As can be read between the lines, it is the rhythm, halfway between Africa and Mars, the element protagonist in Hidden Shadows, Billy Hart occasionally seems to lose his senses and comes up with crazy breaks. It's already halfway through the track when Herbie unleashes one of his hallucinatory piano solos; Patrick Gleeson increasingly infernal on his Arp 2600 seems to do everything possible to disturb the beauty of the majestic solo: the outcome is a blend between noise madness and fusion peace (present "In a Silent Way"?) truly insane. The finale is entrusted to Maupin's flute, which in a funk-heavy outro again tries to make space amidst Hart's unexpected schizoid breaks and Gleeson's wonderfully irritating spatial counterpoints. Astonishing.

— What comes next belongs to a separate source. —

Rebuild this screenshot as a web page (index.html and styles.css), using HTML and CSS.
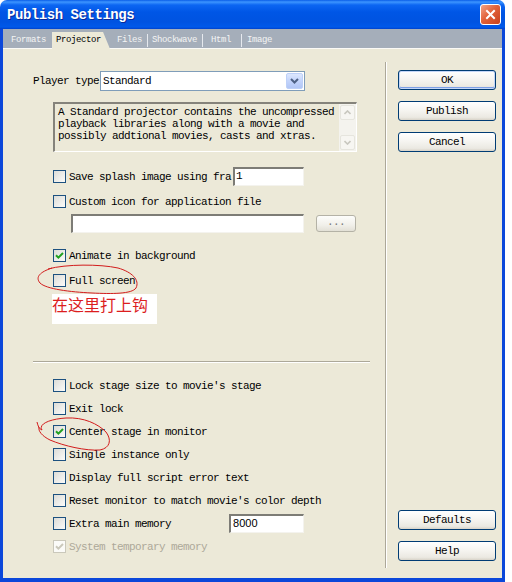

"Hornets" is the least experimental of the three tracks, at least at the start. However, the fusion side is more pronounced, and Maupin, Henderson, and Priester will find ample space for their respective winds, improvising primitive riffs over a classic fusion rhythm completed by the repetitive sound of the afuche and the usual insane synthesizer interventions. Buster funks on bass, Priester is a powerhouse, Maupin dominates on the Kazoo (Christ, it sounds like a slaughtered duck), and in the meantime, the track rises ever more in intensity and speed... more and more...more and more...until it becomes a devastating cyclone where foolish winds, insane rhythms, and random electronics succeed each other in a dragging psycho-chaos with no escape in sight! More simply, Hornets reprises the sound of Bitches Brew multiplied by ten: Hancock intervenes mainly at the end on the fender rhodes: classic freaked-out solo, classic frightening drumming by an utterly stoned Billy Hart, and clearly the usual pandemonium of saxes and trumpets where you can't understand where the hell they are going.
Certainly not an easy listen, complex, cerebral, incredibly forward-thinking and still current, recommended for all those who appreciated "Bitches Brew," "I Sing the Body Electric," "Live-Evil"... but above all for those who prefer research and experimentation in music.
And you'll find plenty of that here.